WORK REQUIRED |
Read the material below. Count the lines containing "components" and give that count alone.

STORED DATA |
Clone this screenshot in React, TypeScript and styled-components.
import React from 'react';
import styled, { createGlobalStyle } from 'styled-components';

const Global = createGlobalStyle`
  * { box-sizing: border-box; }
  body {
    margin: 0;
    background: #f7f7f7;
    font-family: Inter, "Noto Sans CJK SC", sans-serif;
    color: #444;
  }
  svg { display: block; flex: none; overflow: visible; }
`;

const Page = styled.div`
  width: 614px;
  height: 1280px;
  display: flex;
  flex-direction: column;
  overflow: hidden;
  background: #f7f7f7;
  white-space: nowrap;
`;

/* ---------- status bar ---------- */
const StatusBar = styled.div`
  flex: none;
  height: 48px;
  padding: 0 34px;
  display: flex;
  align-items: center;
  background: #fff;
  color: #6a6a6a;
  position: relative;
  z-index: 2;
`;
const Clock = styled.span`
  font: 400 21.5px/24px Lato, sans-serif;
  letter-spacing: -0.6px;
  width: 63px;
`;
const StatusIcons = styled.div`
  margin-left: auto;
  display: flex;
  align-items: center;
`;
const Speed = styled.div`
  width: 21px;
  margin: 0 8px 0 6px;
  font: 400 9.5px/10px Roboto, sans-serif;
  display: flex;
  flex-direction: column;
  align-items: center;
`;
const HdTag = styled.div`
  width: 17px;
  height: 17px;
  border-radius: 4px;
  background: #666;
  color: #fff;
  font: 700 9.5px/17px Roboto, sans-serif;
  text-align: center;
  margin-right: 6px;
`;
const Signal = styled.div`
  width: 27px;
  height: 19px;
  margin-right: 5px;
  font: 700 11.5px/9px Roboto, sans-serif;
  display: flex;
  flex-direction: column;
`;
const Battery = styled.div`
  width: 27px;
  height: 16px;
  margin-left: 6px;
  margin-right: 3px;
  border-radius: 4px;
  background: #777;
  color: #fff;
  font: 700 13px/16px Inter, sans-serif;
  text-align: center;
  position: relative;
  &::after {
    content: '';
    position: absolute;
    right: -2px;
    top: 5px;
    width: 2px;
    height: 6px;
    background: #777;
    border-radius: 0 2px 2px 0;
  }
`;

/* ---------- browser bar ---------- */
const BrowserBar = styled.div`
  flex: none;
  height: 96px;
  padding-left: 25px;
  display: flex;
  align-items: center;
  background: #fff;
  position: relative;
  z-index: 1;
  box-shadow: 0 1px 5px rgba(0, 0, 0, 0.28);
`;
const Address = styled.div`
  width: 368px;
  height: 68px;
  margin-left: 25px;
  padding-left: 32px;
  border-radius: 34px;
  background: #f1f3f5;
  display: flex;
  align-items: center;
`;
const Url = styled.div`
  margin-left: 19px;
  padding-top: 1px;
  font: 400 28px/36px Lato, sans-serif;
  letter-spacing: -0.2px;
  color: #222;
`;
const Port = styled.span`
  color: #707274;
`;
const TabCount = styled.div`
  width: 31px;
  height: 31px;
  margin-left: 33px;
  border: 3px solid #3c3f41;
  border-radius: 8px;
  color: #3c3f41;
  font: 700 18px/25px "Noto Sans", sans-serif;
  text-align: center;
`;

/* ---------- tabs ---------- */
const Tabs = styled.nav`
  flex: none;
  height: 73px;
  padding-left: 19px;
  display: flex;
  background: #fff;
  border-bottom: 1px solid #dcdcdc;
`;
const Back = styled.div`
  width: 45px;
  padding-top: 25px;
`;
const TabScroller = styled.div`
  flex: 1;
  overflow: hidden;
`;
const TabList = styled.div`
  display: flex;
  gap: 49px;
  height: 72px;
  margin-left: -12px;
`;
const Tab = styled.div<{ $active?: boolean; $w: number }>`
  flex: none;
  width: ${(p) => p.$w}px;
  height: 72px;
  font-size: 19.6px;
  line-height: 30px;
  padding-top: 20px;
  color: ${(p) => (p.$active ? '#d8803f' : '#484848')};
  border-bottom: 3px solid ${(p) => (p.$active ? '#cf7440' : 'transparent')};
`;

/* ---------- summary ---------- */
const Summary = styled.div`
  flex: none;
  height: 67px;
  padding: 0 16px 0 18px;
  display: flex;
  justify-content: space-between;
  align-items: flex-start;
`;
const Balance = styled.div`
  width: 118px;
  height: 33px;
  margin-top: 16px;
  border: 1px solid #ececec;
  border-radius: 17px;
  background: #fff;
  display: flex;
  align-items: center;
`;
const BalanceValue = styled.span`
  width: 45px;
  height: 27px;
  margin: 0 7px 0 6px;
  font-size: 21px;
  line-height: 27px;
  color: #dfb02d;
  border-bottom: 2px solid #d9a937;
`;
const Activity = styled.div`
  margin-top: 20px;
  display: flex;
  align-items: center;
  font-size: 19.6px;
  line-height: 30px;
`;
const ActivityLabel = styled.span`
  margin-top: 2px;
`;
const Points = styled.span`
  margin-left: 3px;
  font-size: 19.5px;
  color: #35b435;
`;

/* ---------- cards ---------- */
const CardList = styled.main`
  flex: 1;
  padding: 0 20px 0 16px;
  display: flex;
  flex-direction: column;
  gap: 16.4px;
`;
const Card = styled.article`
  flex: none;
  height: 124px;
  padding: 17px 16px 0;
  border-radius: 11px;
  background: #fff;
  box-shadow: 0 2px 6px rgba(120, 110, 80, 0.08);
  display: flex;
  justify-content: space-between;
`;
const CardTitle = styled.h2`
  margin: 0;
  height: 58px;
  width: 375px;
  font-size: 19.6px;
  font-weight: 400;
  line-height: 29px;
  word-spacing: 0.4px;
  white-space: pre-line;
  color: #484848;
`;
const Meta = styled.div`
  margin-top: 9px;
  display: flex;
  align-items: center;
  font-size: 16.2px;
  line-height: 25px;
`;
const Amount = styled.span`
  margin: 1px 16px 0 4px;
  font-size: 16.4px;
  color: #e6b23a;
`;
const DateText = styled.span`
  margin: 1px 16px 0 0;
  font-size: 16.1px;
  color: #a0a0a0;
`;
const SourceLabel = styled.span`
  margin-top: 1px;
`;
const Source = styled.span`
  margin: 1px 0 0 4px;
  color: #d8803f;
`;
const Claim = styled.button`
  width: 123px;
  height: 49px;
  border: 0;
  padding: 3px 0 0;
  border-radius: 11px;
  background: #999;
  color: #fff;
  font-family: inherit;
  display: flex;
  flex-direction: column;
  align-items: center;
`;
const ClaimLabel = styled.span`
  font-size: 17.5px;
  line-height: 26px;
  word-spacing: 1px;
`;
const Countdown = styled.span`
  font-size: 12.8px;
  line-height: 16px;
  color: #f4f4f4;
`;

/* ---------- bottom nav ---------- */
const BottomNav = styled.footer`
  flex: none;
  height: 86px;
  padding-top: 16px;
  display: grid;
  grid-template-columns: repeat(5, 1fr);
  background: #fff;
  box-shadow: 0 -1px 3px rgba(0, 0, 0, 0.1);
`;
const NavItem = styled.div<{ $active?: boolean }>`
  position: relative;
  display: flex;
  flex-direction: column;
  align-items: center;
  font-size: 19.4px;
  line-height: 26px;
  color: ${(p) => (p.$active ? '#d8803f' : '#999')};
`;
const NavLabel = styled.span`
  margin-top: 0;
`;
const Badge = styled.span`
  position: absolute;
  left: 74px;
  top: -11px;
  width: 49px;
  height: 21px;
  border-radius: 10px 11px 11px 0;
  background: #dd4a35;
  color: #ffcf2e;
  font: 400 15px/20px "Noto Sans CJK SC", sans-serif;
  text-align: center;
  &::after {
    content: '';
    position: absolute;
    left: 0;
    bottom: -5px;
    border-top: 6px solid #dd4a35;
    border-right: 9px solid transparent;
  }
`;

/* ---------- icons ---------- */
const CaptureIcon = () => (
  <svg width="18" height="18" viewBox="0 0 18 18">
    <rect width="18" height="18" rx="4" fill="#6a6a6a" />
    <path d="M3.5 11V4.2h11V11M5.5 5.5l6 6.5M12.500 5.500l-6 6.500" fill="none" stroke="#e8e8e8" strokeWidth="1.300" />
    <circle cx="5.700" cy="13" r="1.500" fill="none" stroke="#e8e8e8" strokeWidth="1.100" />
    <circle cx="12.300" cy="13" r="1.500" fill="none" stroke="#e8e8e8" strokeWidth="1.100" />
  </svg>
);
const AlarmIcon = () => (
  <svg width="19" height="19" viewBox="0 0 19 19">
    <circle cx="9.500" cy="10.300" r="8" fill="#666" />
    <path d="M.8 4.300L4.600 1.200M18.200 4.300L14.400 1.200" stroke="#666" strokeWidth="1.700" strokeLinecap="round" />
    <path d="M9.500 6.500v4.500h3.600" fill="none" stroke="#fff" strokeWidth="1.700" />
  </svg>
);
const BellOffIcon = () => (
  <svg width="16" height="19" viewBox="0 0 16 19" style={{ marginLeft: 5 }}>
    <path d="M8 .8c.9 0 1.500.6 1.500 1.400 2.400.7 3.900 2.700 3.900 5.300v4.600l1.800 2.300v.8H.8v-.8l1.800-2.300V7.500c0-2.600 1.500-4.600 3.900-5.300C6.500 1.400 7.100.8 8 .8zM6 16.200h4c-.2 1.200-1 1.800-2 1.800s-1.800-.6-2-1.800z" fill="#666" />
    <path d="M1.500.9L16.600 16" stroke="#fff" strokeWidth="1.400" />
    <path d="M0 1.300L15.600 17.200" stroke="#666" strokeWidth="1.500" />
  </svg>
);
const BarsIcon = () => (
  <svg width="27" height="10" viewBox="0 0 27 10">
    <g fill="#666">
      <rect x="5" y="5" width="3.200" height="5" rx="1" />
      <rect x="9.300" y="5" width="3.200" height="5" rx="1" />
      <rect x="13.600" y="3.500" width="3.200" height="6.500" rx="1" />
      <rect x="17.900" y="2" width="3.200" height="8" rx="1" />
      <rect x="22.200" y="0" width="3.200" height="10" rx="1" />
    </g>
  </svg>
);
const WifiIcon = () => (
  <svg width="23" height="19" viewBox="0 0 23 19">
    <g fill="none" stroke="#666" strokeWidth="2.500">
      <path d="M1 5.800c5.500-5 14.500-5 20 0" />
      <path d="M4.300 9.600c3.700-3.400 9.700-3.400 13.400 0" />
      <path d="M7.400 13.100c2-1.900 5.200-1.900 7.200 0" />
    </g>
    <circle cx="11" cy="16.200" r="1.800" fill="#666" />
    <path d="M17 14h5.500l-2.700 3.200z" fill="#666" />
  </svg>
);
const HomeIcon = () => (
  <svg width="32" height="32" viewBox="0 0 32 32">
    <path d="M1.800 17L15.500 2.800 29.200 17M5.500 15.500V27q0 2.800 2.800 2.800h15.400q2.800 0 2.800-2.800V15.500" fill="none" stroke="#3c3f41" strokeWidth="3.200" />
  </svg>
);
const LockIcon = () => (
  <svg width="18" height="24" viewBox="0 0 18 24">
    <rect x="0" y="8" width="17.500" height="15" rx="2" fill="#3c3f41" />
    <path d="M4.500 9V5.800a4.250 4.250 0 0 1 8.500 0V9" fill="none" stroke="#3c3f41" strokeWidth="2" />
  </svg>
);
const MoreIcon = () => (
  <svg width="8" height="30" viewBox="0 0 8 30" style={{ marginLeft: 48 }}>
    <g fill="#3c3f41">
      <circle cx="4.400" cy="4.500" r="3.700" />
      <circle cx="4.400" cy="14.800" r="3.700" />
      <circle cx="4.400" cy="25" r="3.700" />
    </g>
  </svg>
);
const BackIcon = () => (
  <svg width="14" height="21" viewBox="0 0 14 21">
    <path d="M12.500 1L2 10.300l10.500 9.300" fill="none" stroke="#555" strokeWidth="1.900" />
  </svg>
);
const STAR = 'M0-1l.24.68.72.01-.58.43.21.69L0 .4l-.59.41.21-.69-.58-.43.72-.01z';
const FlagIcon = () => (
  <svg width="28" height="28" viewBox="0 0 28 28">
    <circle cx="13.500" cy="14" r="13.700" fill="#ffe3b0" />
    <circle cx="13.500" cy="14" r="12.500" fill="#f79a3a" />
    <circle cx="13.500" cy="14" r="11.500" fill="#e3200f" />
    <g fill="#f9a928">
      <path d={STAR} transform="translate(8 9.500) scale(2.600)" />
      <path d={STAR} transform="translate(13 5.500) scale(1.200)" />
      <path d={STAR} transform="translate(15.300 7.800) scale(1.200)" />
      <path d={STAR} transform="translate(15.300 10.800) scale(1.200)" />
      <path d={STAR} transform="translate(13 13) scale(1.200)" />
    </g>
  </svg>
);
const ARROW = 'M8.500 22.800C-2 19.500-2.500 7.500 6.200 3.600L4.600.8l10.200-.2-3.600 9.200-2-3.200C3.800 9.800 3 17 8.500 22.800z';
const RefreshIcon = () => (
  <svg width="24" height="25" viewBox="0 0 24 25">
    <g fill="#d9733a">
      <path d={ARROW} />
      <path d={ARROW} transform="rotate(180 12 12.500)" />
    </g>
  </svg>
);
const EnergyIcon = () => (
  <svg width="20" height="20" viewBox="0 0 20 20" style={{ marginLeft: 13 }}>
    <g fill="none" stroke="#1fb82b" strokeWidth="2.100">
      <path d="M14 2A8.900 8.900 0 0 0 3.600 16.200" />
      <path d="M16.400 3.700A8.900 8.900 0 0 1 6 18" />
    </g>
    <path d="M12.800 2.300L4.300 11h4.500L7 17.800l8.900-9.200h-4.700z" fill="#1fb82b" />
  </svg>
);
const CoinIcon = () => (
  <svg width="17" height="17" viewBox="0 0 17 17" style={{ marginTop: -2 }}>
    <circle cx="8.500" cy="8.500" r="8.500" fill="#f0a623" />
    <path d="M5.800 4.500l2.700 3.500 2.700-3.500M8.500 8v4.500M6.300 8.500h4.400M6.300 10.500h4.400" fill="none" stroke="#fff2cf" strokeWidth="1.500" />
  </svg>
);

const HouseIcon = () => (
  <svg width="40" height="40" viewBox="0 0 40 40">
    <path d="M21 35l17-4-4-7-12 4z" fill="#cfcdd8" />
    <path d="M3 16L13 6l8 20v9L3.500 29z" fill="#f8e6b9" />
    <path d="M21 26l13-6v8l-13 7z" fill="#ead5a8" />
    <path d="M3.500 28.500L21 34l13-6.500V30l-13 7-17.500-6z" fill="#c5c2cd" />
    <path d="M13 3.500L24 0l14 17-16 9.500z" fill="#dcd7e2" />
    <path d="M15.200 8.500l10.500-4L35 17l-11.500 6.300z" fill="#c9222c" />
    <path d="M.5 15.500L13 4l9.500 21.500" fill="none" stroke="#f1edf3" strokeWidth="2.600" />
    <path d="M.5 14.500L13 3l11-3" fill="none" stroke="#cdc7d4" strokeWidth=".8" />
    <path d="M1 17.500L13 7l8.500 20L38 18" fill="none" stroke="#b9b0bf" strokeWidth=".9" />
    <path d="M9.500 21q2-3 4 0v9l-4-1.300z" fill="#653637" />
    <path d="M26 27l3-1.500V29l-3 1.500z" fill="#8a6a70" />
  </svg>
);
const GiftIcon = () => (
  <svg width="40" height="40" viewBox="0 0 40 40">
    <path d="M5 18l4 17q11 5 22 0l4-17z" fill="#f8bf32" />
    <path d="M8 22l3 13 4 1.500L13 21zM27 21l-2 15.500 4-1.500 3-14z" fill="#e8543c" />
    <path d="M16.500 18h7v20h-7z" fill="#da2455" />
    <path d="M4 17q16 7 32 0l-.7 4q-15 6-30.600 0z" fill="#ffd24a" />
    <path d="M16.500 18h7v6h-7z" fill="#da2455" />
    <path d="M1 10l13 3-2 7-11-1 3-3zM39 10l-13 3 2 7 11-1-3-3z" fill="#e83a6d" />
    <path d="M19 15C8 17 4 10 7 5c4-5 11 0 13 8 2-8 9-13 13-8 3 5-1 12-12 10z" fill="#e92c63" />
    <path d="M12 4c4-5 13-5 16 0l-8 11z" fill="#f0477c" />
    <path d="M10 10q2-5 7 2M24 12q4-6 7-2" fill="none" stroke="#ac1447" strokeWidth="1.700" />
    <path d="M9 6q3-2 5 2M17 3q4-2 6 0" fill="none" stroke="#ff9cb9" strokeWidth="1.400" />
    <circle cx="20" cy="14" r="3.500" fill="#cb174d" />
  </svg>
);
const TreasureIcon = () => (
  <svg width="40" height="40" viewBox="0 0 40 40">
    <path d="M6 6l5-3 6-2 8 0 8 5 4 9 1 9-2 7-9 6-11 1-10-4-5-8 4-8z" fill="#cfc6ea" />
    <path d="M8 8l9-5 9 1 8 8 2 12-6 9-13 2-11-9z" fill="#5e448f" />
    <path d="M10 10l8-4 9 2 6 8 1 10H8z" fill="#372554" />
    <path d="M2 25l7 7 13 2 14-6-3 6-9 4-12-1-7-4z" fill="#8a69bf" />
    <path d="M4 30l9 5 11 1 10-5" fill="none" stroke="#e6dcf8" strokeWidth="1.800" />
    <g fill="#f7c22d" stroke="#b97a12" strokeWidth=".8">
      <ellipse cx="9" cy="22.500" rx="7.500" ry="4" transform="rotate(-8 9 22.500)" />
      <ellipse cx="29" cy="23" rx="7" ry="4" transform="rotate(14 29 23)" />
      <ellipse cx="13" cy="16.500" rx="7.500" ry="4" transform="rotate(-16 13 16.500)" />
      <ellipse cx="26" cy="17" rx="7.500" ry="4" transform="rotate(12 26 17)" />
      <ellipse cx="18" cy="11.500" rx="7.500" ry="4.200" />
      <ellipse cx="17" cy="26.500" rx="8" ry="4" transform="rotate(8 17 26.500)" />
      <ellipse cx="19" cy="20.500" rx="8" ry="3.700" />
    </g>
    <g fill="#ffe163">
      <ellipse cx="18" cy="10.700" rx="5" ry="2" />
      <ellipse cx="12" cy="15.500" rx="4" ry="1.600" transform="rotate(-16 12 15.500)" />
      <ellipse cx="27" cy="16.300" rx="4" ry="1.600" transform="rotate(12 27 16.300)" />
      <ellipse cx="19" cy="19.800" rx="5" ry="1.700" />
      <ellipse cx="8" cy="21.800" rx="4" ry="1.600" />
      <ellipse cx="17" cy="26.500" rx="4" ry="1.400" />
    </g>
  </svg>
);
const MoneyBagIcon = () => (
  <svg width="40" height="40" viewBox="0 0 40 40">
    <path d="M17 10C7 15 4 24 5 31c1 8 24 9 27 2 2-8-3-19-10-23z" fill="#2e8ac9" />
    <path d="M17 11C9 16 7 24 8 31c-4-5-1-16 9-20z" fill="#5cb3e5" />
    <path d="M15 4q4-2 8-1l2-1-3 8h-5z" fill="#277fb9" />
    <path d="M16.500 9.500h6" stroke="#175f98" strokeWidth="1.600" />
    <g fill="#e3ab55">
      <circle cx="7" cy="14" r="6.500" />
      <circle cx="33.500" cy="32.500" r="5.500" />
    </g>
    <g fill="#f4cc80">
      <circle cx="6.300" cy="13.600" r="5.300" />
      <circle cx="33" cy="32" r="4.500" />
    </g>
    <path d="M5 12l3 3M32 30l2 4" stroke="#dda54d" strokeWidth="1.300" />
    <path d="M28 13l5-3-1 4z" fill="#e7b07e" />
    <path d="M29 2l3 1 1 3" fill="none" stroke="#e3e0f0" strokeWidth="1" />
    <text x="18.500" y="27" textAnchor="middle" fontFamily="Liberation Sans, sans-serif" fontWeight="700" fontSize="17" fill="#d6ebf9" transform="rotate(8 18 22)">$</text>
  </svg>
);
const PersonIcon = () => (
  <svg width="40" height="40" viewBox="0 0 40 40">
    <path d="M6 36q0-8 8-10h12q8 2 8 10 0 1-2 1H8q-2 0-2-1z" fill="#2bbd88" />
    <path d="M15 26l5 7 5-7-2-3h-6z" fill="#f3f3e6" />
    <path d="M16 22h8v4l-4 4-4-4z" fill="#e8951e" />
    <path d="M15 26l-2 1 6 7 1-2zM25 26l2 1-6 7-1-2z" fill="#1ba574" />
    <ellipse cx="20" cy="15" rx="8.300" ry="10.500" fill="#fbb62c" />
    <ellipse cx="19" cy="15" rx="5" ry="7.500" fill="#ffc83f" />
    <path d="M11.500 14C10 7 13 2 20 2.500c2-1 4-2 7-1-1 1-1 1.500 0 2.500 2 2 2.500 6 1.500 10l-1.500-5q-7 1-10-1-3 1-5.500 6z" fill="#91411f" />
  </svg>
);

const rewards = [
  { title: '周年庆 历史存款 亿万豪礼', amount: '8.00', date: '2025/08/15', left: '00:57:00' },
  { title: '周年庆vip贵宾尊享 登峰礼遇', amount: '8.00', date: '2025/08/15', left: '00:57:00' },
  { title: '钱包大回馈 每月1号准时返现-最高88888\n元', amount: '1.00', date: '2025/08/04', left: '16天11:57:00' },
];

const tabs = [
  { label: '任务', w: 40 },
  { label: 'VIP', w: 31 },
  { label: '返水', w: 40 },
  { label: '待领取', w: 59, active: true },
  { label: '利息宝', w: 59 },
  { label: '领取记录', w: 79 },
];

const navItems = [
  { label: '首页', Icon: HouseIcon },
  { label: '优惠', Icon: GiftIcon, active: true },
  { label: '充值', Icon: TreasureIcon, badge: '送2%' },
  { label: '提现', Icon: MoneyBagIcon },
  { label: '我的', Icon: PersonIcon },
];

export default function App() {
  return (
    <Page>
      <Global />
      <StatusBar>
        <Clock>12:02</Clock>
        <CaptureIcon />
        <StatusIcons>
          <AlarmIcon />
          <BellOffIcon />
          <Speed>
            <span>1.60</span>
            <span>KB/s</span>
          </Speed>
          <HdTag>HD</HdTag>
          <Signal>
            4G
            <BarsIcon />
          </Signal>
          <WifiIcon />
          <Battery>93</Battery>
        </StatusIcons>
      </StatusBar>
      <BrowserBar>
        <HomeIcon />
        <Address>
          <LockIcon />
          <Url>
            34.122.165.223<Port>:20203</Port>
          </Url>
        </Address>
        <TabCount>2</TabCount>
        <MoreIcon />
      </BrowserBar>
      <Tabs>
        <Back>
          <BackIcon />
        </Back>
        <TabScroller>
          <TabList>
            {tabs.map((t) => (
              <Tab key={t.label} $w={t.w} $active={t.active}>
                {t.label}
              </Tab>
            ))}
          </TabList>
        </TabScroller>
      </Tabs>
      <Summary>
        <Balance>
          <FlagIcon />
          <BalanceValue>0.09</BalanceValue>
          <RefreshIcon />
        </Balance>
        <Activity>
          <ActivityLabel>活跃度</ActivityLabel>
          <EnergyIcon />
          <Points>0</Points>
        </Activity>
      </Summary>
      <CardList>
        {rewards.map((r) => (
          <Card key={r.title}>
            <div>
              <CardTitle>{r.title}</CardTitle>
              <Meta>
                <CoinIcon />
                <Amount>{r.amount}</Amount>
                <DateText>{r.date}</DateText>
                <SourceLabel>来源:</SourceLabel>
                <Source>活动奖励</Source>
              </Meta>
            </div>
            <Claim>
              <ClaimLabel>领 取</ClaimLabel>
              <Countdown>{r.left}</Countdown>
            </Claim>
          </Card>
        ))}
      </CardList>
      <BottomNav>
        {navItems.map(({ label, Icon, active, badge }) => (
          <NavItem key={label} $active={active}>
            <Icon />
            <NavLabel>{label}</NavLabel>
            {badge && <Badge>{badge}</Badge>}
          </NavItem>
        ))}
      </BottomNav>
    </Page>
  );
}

SOLUTION TO THE PROBLEM |
2